SEVIERVILLE, Tenn. — Update Nov. 19, 2019: School officials said the re-testing at the schools is complete and that four of the five are within safe guidelines.
Only one water source in Sevierville Middle School's kitchen is still be reexamined. It will remain offline until officials are ensured it is safe.
Original story: Nov. 18, 2019
Sevier County Schools says water sources at five schools tested higher than the state allows for lead.
That includes Sevierville Middle and Sevier County High School.
The district says it repaired those sources, and re-testing is underway.
Sevier County Schools announced the results of the lead testing at the Board of Education meeting on November 12th.
The school system said it notified parents, and worked to make repairs.
Sevierville Middle School was one of five schools where water sources tested positive for higher amounts of lead than what the state allows.
A release from the district says Pigeon Forge Middle, New Center Elementary, Jones Cove Elementary, and Sevier County High all tested positive as well.
The school system tied the source at Sevierville Middle to the kitchen.
That kitchen also serves Sevierville Intermediate, Trula Lawson Center, Parkway Academy, and Whites School.
The district says repairs have already happened, and now the district is waiting on results from a re-test.
Hamblen County Schools Superintendent Dr.

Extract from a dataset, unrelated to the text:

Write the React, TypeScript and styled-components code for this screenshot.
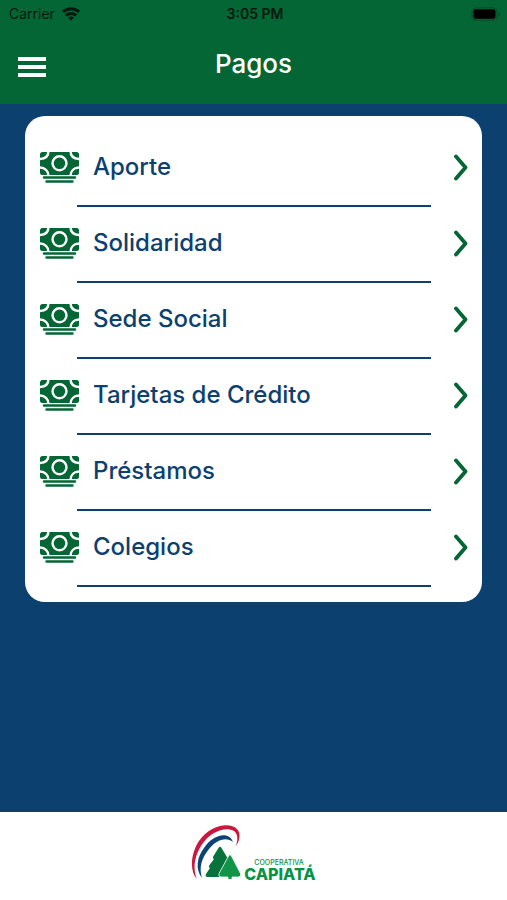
import React from "react";
import styled, { createGlobalStyle } from "styled-components";

const green = "#036634";
const blue = "#0b406f";

const GlobalStyle = createGlobalStyle`
  * { box-sizing: border-box; }
  body { margin: 0; background: ${blue}; font-family: Inter, "Liberation Sans", sans-serif; }
`;

const Page = styled.div`
  min-height: 100vh;
  display: flex;
  flex-direction: column;
  background: ${blue};
`;

const Header = styled.header`
  background: ${green};
  padding-bottom: 16px;
`;

const StatusBar = styled.div`
  display: grid;
  grid-template-columns: 1fr auto 1fr;
  align-items: center;
  height: 28px;
  padding: 0 6px 0 9px;
  color: #03190e;
  font-size: 14px;
  line-height: 20px;
`;

const Carrier = styled.div`
  display: flex;
  align-items: center;
  gap: 7px;
`;

const Clock = styled.time`
  font-weight: 600;
`;

const Battery = styled.svg`
  justify-self: end;
`;

const NavBar = styled.div`
  display: grid;
  grid-template-columns: 28px 1fr 28px;
  align-items: center;
  min-height: 60px;
  padding: 0 18px;
`;

const MenuButton = styled.button`
  display: flex;
  flex-direction: column;
  gap: 4px;
  width: 28px;
  padding: 18px 0 0;
  border: 0;
  background: none;
  cursor: pointer;
`;

const MenuBar = styled.span`
  width: 28px;
  height: 4px;
  background: #fff;
`;

const Title = styled.h1`
  margin: 0;
  padding-top: 12px;
  color: #fff;
  font-size: 26px;
  font-weight: 500;
  line-height: 32px;
  text-align: center;
`;

const Main = styled.main`
  flex: 1;
  padding: 12px 25px;
`;

const Card = styled.ul`
  margin: 0;
  padding: 15px 14px;
  list-style: none;
  background: #fff;
  border-radius: 20px;
`;

const Item = styled.li`
  height: 76px;
  display: flex;
  flex-direction: column;
  &::after {
    content: "";
    height: 2px;
    margin: 0 37px 0 38px;
    background: ${blue};
  }
`;

const RowButton = styled.button`
  flex: 1;
  display: flex;
  align-items: center;
  width: 100%;
  padding: 0 0 2px 1px;
  border: 0;
  background: none;
  color: ${blue};
  font-family: inherit;
  font-size: 24px;
  font-weight: 500;
  line-height: 32px;
  text-align: left;
  cursor: pointer;
`;

const Label = styled.span`
  flex: 1;
  margin-left: 14px;
`;

const Footer = styled.footer`
  display: flex;
  justify-content: center;
  align-items: center;
  min-height: 88px;
  background: #fff;
`;

const Brand = styled.div`
  display: flex;
  align-items: flex-end;
  padding-bottom: 6px;
`;

const BrandName = styled.div`
  display: flex;
  flex-direction: column;
  margin-left: 2px;
  color: #079344;
`;

const BrandTop = styled.span`
  padding-left: 10px;
  font-size: 7px;
  font-weight: 500;
  line-height: 8px;
`;

const BrandBottom = styled.span`
  font-size: 16px;
  font-weight: 800;
  line-height: 14px;
`;

const WifiIcon = () => (
  <svg width="18" height="14" viewBox="0 0 18 14" aria-hidden="true">
    <g fill="none" stroke="#03190e" strokeWidth="3">
      <path d="M1 4.800C5.600.600 12.400.600 17 4.800" />
      <path d="M4 8.500C6.800 5.800 11.200 5.800 14 8.500" />
    </g>
    <path d="M6 10.500C7.700 9 10.300 9 12 10.500L9 13.600Z" fill="#03190e" />
  </svg>
);

const BatteryIcon = () => (
  <Battery width="30" height="14" viewBox="0 0 30 14" aria-hidden="true">
    <rect x="1" y=".8" width="25" height="12.400" rx="3.500" fill="none" stroke="#034d28" />
    <rect x="2.500" y="2.300" width="22" height="9.400" rx="2" fill="#000" />
    <path d="M27.500 5V9.400Q29 8.700 29 7.200T27.500 5" fill="#034d28" />
  </Battery>
);

const MoneyIcon = () => (
  <svg width="39" height="32" viewBox="0 0 39 32" aria-hidden="true">
    <rect x="0" y="1" width="39" height="23" rx="2.500" fill={green} />
    <g fill="none" stroke="#fff" strokeWidth="2.400">
      <circle cx="19.500" cy="12.300" r="7" />
      <path d="M8.500 0C8.500 5 5 8 -1 8M30.500 0C30.500 5 34 8 40 8M-1 16.500C5 16.500 8.500 20 8.500 25M40 16.500C34 16.500 30.500 20 30.500 25" />
    </g>
    <path d="M4 26.500H35M6.500 30.500H32.500" stroke={green} strokeWidth="2.400" strokeLinecap="round" />
  </svg>
);

const Chevron = () => (
  <svg width="15" height="28" viewBox="0 0 15 28" aria-hidden="true">
    <path d="M3 3.500L12.500 14.500L3 25.500" fill="none" stroke={green} strokeWidth="3.800" strokeLinecap="round" strokeLinejoin="round" />
  </svg>
);

const LogoMark = () => (
  <svg width="51" height="56" viewBox="0 0 51 56" aria-hidden="true">
    <path d="M6 54C-2 46 0 28 8 16C18 1 38-4 46 4C50 8 49 15 45 21C47 14 47 9 43 6C34 1 20 7 12 18C4 29 1 43 6 54Z" fill="#c8183c" />
    <path d="M11 53C4 44 6 32 13 23C21 10 38 5 42 17C35 11 25 15 18 24C10 34 8 43 11 53Z" fill="#0b4377" />
    <path d="M27.500 23Q29 20.500 30.500 23L46 49Q47 52 44 52H17Q13.500 52 15 49L19 43Q17 42 18.500 40L23 34Q21 33 22.500 31Z" fill="#08723a" />
    <path d="M37.500 31Q39 28.500 40.500 31L49.500 48.500Q50.500 52 47.500 52H41V54.500H37V52H30Q27 52 28 48.500Z" fill="#109447" stroke="#fff" strokeWidth=".8" />
  </svg>
);

const payments = ["Aporte", "Solidaridad", "Sede Social", "Tarjetas de Crédito", "Préstamos", "Colegios"];

export default function App() {
  return (
    <Page>
      <GlobalStyle />
      <Header>
        <StatusBar>
          <Carrier>
            Carrier
            <WifiIcon />
          </Carrier>
          <Clock>3:05 PM</Clock>
          <BatteryIcon />
        </StatusBar>
        <NavBar>
          <MenuButton type="button" aria-label="Menú">
            <MenuBar />
            <MenuBar />
            <MenuBar />
          </MenuButton>
          <Title>Pagos</Title>
        </NavBar>
      </Header>
      <Main>
        <Card>
          {payments.map((name) => (
            <Item key={name}>
              <RowButton type="button">
                <MoneyIcon />
                <Label>{name}</Label>
                <Chevron />
              </RowButton>
            </Item>
          ))}
        </Card>
      </Main>
      <Footer>
        <Brand>
          <LogoMark />
          <BrandName>
            <BrandTop>COOPERATIVA</BrandTop>
            <BrandBottom>CAPIATÁ</BrandBottom>
          </BrandName>
        </Brand>
      </Footer>
    </Page>
  );
}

Jeff Perry said his district already tested all possible sources of contamination.
"Over the summer, we went ahead and tested all of those units," Perry said. "And we found that there was only a very small number that actually contained an unacceptable amount of lead."
None were typical drinking water sources.
The district spent nearly $20 thousand to treat the lines or take them out.
Money Perry said it could have been used in other ways.
"As the state made some of these laws, however, we always contend with them, that should come with some funding," Perry said.
State Representative Rick Staples of Knoxville sponsored the bill that mandated lead testing at schools.
The new law went into effect in January.
He said there's a possibility the state could provide money to districts and law enforcement agencies to test and fix water sources.
"Possibly the state of Tennessee could look at allowing for grants," Staples said. "Also, LEAs could work in concert with our institutions of higher learning to give our masters and PhD students an opportunity to work their craft and they could possibly help them do the testing and come up with ways to do remediation."
The re-test results from Sevier County should arrive later this week.